Cher ami, savez-vous ce que c’est que l’exil ? C’est de n’entendre qu’au bout de six mois les mots prononcés par vous, qui êtes une des paroles illustres de ce temps. Un ami m’est arrivé hier de Paris. Il a eu l’heureuse idée de mettre dans sa malle votre livre sur Pindare[2] et me voilà depuis hier lisant cette œuvre excellente et profonde. Je me plonge dans Pindare et dans vous comme dans une eau salubre.
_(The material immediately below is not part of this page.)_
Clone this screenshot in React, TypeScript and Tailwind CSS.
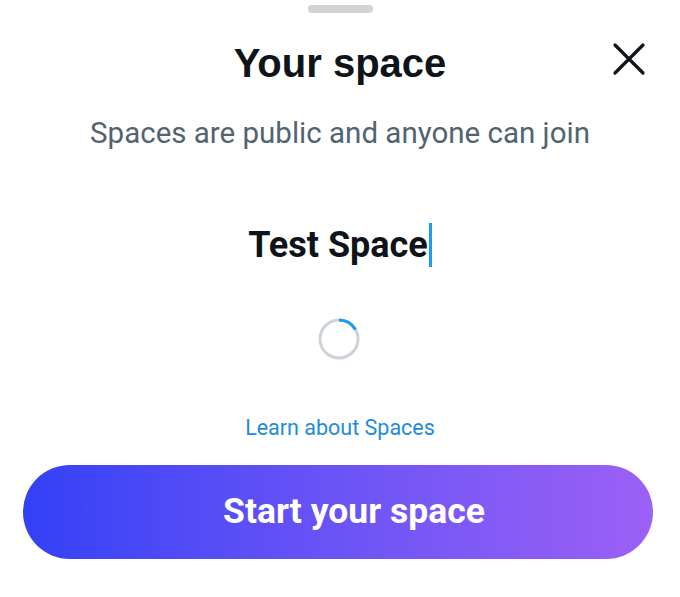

Vous traduisez Pindare comme vous le sentez, comme vous l’expliquez, puissamment, et quand je dis Pindare, je dis aussi Eschyle, Sophocle, Aristophane, Horace, tous ces poëtes sacrés et vrais. Leur esprit passe entier à travers le vôtre. Votre prose n’ôte rien à ces grandes ailes.

C’est qu’en vous, avec tous les plus nobles instincts et les plus fermes courages, il y a l’enthousiasme, cette flamme. Votre livre est une histoire où par moments on sent palpiter des strophes. Les dernières pages sont une ode splendide à l’avenir.

Je ne suis pas d’accord avec vous peut-être sur tous les points, mais qu’importe. J’aime votre livre comme je vous aime, avec une estime profonde. Votre main serrée de temps en temps, soit à la Chambre, soit à l’Académie, soit au coin du feu, est une des douceurs les plus regrettées de la patrie.

En deux endroits de votre beau livre vous parlez de moi avec une sorte d’émotion tendre qui me va au cœur. Je vous remercie. Je me repose en vous depuis plusieurs heures comme dans un port de l’esprit. J’ai besoin quelquefois de ces repos dans cette solitude et devant cet océan, au milieu de cette sombre nature qui m’attire souverainement et m’entraîne vers les ombres éblouissantes de l’infini. Je passe quelquefois des nuits entières à rêver sur

  1. Bibliothèque Nationale.
  2. Essais sur le génie de Pindare.